>>>

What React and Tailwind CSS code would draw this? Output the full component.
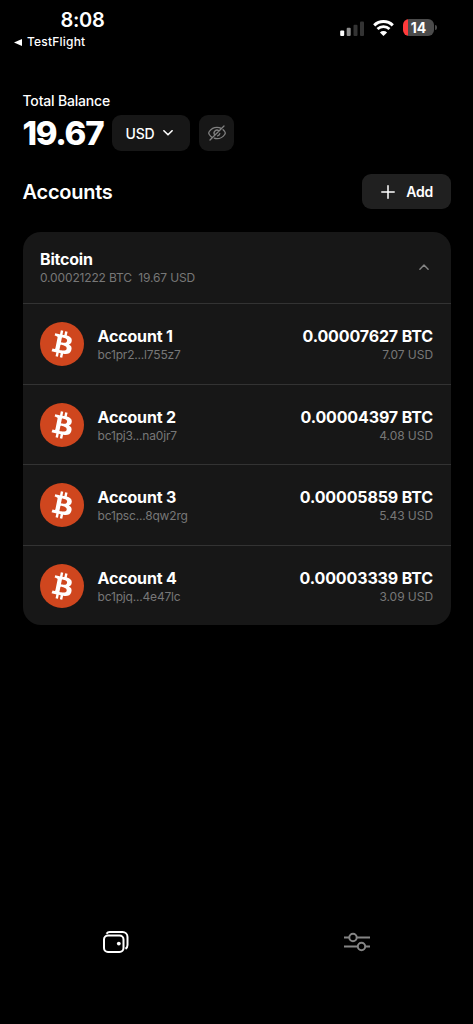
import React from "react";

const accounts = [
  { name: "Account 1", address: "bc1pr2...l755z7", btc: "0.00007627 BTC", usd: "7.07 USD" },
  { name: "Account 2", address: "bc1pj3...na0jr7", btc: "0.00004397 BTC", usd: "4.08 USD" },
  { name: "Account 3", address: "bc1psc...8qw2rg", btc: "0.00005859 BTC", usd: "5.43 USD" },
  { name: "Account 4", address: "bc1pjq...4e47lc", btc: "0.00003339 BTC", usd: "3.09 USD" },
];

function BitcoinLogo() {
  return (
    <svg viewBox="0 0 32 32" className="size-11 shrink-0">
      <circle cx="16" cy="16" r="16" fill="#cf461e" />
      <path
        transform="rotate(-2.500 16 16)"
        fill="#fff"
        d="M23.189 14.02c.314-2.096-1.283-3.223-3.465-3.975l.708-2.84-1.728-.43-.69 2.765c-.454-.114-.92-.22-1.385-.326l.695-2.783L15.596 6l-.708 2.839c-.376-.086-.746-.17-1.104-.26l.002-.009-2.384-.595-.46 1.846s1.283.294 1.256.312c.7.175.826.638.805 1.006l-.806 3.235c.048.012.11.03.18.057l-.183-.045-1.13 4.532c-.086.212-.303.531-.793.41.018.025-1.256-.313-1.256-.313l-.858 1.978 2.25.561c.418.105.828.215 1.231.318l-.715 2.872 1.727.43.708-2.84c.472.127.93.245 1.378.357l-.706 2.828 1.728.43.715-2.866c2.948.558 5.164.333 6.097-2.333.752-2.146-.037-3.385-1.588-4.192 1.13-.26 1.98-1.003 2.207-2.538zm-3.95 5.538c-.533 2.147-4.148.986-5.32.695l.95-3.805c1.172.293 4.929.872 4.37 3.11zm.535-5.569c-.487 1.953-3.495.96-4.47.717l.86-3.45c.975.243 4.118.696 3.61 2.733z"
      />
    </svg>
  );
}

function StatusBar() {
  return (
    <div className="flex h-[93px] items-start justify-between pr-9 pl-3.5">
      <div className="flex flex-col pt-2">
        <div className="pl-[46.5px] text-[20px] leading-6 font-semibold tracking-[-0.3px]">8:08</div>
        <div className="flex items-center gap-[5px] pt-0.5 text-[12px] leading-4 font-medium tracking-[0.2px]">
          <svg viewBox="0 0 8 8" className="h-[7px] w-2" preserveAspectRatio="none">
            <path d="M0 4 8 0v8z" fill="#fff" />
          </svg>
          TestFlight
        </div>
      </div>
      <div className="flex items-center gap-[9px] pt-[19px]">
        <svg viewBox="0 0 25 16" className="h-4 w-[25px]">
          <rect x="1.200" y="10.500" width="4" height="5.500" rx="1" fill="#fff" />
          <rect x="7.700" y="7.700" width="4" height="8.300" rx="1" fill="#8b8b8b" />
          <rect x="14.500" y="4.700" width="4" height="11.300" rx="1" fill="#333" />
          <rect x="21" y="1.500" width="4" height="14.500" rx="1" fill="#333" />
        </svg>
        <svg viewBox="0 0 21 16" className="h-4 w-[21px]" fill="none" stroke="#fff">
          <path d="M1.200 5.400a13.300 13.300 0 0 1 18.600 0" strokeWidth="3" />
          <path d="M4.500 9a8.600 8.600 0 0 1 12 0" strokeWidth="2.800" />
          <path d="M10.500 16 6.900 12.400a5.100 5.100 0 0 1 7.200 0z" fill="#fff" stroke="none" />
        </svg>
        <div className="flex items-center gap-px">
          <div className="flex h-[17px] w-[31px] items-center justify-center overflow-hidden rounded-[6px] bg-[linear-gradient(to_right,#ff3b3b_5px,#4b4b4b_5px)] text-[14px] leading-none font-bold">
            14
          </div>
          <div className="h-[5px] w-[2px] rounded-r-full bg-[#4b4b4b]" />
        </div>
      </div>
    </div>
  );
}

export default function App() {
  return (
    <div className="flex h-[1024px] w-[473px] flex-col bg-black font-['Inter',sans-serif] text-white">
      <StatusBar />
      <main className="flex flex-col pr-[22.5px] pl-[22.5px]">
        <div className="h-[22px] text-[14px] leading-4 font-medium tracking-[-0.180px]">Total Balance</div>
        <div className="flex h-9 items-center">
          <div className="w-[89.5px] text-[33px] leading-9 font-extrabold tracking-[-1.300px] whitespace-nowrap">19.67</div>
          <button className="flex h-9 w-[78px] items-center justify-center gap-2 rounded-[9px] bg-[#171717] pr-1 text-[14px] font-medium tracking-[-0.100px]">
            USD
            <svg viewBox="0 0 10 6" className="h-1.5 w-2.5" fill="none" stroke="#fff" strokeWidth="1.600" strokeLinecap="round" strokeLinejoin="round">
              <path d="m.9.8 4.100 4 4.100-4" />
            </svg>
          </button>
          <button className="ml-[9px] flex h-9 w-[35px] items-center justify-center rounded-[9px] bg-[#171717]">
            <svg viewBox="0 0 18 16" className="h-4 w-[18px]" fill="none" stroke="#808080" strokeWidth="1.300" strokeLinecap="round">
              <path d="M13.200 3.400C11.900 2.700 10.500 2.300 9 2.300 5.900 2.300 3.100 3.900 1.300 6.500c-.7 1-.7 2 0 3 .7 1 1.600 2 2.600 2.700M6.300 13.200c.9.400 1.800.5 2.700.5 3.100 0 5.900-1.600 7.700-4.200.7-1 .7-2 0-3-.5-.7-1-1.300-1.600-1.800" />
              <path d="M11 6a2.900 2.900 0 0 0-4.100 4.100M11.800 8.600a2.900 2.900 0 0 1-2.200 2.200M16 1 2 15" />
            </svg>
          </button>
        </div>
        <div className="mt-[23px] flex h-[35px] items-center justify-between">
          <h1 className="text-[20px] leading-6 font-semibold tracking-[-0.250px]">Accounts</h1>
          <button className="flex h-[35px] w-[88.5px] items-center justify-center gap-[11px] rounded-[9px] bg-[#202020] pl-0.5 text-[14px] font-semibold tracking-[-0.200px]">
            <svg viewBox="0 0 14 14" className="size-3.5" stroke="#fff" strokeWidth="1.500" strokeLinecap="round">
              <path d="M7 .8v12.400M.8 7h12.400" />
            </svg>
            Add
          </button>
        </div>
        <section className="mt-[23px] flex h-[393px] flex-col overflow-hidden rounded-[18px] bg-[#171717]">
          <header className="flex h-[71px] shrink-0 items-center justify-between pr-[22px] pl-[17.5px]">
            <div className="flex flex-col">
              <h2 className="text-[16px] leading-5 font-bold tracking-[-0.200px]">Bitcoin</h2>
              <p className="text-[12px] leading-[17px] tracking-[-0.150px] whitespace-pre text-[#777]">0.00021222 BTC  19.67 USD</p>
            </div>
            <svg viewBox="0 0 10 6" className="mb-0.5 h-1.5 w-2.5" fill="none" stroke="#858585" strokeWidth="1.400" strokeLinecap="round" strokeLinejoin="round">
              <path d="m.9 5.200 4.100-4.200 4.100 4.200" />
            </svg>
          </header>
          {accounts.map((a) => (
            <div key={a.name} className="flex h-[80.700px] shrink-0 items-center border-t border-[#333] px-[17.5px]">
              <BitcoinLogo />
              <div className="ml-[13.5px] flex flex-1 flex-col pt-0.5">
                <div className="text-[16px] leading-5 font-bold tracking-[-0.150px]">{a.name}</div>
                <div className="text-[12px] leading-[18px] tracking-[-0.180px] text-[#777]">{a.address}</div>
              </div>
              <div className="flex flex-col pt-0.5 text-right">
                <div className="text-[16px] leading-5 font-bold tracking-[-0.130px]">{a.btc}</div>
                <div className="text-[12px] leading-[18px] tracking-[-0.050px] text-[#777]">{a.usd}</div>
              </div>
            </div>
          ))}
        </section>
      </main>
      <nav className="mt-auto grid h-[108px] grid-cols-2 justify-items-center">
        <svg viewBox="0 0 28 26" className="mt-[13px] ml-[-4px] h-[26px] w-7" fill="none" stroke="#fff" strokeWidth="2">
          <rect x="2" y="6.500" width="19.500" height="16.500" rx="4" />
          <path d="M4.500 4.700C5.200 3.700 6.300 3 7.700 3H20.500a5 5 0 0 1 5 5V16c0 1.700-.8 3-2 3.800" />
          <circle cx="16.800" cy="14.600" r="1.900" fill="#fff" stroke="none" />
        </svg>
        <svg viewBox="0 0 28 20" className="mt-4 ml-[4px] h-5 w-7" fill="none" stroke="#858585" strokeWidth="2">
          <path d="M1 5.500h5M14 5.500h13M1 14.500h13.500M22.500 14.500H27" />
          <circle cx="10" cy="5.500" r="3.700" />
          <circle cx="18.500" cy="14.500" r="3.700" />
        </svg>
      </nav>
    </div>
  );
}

<<<

WHAT TO WORK ON: Only a number is wanted: how many lines contain the word "full"?

SOLVED EXERCISE: 2